Given instruction: Everything in the data should be repeated exactly, save for the images.

Data excerpt:
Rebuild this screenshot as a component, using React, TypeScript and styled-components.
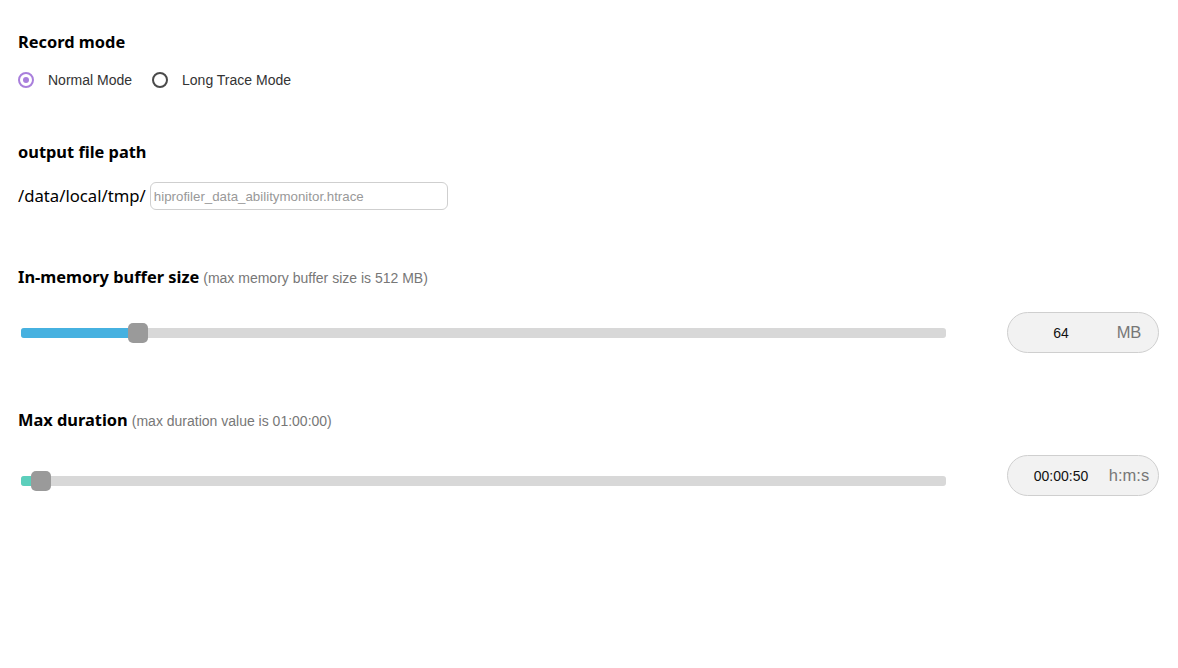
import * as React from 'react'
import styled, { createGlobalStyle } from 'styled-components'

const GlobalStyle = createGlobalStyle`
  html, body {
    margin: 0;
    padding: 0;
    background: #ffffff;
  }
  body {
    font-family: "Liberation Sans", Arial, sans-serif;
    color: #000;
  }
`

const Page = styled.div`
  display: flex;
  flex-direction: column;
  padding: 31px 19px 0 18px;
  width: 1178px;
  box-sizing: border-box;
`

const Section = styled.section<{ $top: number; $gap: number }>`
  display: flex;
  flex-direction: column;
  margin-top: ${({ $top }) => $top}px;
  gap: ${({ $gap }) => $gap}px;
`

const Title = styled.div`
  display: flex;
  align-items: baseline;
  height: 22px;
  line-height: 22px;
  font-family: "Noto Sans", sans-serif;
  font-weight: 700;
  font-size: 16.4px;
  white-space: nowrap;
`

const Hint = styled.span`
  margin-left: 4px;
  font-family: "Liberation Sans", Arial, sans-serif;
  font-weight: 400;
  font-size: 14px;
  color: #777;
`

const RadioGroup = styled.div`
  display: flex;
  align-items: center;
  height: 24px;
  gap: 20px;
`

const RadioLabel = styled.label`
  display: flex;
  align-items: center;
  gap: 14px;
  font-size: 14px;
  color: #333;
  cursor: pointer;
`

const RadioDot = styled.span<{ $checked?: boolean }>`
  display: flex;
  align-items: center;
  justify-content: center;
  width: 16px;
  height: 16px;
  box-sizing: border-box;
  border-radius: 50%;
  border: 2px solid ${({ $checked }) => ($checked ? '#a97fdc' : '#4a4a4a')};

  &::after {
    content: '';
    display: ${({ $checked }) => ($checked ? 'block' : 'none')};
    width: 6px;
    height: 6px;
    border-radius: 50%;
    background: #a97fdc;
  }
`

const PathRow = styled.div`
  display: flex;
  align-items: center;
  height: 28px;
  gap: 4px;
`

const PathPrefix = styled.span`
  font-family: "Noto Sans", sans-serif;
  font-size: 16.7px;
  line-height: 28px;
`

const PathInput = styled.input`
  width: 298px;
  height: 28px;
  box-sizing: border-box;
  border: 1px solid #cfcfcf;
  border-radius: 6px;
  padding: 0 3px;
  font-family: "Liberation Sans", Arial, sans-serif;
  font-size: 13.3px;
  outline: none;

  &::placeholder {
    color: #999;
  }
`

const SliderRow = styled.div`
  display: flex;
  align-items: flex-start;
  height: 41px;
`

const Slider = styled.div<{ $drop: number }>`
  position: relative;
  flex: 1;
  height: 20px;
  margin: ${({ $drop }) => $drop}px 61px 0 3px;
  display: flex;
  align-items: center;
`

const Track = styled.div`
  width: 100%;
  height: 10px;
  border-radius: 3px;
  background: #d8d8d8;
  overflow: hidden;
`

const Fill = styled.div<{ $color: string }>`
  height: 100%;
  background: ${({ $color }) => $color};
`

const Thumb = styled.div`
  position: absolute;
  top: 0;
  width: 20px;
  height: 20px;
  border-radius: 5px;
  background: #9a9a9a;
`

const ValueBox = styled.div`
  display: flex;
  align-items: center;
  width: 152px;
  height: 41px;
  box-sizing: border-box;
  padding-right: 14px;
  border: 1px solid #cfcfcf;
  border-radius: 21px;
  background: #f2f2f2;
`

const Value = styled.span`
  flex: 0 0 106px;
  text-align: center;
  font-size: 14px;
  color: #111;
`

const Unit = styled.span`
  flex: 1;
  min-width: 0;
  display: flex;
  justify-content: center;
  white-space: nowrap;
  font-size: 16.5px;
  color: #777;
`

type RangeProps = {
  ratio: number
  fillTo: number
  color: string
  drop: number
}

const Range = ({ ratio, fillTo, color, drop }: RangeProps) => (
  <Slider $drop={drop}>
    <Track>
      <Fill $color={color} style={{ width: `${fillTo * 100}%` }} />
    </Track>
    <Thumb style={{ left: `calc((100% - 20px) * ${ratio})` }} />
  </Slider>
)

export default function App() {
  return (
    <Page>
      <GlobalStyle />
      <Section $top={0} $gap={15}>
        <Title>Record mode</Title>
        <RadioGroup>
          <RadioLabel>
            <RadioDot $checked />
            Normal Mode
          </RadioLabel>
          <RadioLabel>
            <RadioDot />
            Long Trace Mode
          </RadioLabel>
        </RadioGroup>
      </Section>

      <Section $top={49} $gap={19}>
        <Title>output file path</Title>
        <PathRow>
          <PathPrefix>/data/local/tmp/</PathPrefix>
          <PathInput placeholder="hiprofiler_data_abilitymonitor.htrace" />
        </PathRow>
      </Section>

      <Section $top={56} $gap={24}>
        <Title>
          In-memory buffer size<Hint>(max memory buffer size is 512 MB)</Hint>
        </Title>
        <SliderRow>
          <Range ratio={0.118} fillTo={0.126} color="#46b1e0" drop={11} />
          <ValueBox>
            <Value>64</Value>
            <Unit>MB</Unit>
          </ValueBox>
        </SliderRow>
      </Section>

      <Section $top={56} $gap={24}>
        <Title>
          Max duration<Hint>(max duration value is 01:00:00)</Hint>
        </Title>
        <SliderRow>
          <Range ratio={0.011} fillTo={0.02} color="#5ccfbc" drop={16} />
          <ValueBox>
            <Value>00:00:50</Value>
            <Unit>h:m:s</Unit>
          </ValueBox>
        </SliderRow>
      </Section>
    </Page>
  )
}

Finished answer:
Rebuild this screenshot as a component, using React, TypeScript and styled-components.
import * as React from 'react'
import styled, { createGlobalStyle } from 'styled-components'

const GlobalStyle = createGlobalStyle`
  html, body {
    margin: 0;
    padding: 0;
    background: #ffffff;
  }
  body {
    font-family: "Liberation Sans", Arial, sans-serif;
    color: #000;
  }
`

const Page = styled.div`
  display: flex;
  flex-direction: column;
  padding: 31px 19px 0 18px;
  width: 1178px;
  box-sizing: border-box;
`

const Section = styled.section<{ $top: number; $gap: number }>`
  display: flex;
  flex-direction: column;
  margin-top: ${({ $top }) => $top}px;
  gap: ${({ $gap }) => $gap}px;
`

const Title = styled.div`
  display: flex;
  align-items: baseline;
  height: 22px;
  line-height: 22px;
  font-family: "Noto Sans", sans-serif;
  font-weight: 700;
  font-size: 16.4px;
  white-space: nowrap;
`

const Hint = styled.span`
  margin-left: 4px;
  font-family: "Liberation Sans", Arial, sans-serif;
  font-weight: 400;
  font-size: 14px;
  color: #777;
`

const RadioGroup = styled.div`
  display: flex;
  align-items: center;
  height: 24px;
  gap: 20px;
`

const RadioLabel = styled.label`
  display: flex;
  align-items: center;
  gap: 14px;
  font-size: 14px;
  color: #333;
  cursor: pointer;
`

const RadioDot = styled.span<{ $checked?: boolean }>`
  display: flex;
  align-items: center;
  justify-content: center;
  width: 16px;
  height: 16px;
  box-sizing: border-box;
  border-radius: 50%;
  border: 2px solid ${({ $checked }) => ($checked ? '#a97fdc' : '#4a4a4a')};

  &::after {
    content: '';
    display: ${({ $checked }) => ($checked ? 'block' : 'none')};
    width: 6px;
    height: 6px;
    border-radius: 50%;
    background: #a97fdc;
  }
`

const PathRow = styled.div`
  display: flex;
  align-items: center;
  height: 28px;
  gap: 4px;
`

const PathPrefix = styled.span`
  font-family: "Noto Sans", sans-serif;
  font-size: 16.7px;
  line-height: 28px;
`

const PathInput = styled.input`
  width: 298px;
  height: 28px;
  box-sizing: border-box;
  border: 1px solid #cfcfcf;
  border-radius: 6px;
  padding: 0 3px;
  font-family: "Liberation Sans", Arial, sans-serif;
  font-size: 13.3px;
  outline: none;

  &::placeholder {
    color: #999;
  }
`

const SliderRow = styled.div`
  display: flex;
  align-items: flex-start;
  height: 41px;
`

const Slider = styled.div<{ $drop: number }>`
  position: relative;
  flex: 1;
  height: 20px;
  margin: ${({ $drop }) => $drop}px 61px 0 3px;
  display: flex;
  align-items: center;
`

const Track = styled.div`
  width: 100%;
  height: 10px;
  border-radius: 3px;
  background: #d8d8d8;
  overflow: hidden;
`

const Fill = styled.div<{ $color: string }>`
  height: 100%;
  background: ${({ $color }) => $color};
`

const Thumb = styled.div`
  position: absolute;
  top: 0;
  width: 20px;
  height: 20px;
  border-radius: 5px;
  background: #9a9a9a;
`

const ValueBox = styled.div`
  display: flex;
  align-items: center;
  width: 152px;
  height: 41px;
  box-sizing: border-box;
  padding-right: 14px;
  border: 1px solid #cfcfcf;
  border-radius: 21px;
  background: #f2f2f2;
`

const Value = styled.span`
  flex: 0 0 106px;
  text-align: center;
  font-size: 14px;
  color: #111;
`

const Unit = styled.span`
  flex: 1;
  min-width: 0;
  display: flex;
  justify-content: center;
  white-space: nowrap;
  font-size: 16.5px;
  color: #777;
`

type RangeProps = {
  ratio: number
  fillTo: number
  color: string
  drop: number
}

const Range = ({ ratio, fillTo, color, drop }: RangeProps) => (
  <Slider $drop={drop}>
    <Track>
      <Fill $color={color} style={{ width: `${fillTo * 100}%` }} />
    </Track>
    <Thumb style={{ left: `calc((100% - 20px) * ${ratio})` }} />
  </Slider>
)

export default function App() {
  return (
    <Page>
      <GlobalStyle />
      <Section $top={0} $gap={15}>
        <Title>Record mode</Title>
        <RadioGroup>
          <RadioLabel>
            <RadioDot $checked />
            Normal Mode
          </RadioLabel>
          <RadioLabel>
            <RadioDot />
            Long Trace Mode
          </RadioLabel>
        </RadioGroup>
      </Section>

      <Section $top={49} $gap={19}>
        <Title>output file path</Title>
        <PathRow>
          <PathPrefix>/data/local/tmp/</PathPrefix>
          <PathInput placeholder="hiprofiler_data_abilitymonitor.htrace" />
        </PathRow>
      </Section>

      <Section $top={56} $gap={24}>
        <Title>
          In-memory buffer size<Hint>(max memory buffer size is 512 MB)</Hint>
        </Title>
        <SliderRow>
          <Range ratio={0.118} fillTo={0.126} color="#46b1e0" drop={11} />
          <ValueBox>
            <Value>64</Value>
            <Unit>MB</Unit>
          </ValueBox>
        </SliderRow>
      </Section>

      <Section $top={56} $gap={24}>
        <Title>
          Max duration<Hint>(max duration value is 01:00:00)</Hint>
        </Title>
        <SliderRow>
          <Range ratio={0.011} fillTo={0.02} color="#5ccfbc" drop={16} />
          <ValueBox>
            <Value>00:00:50</Value>
            <Unit>h:m:s</Unit>
          </ValueBox>
        </SliderRow>
      </Section>
    </Page>
  )
}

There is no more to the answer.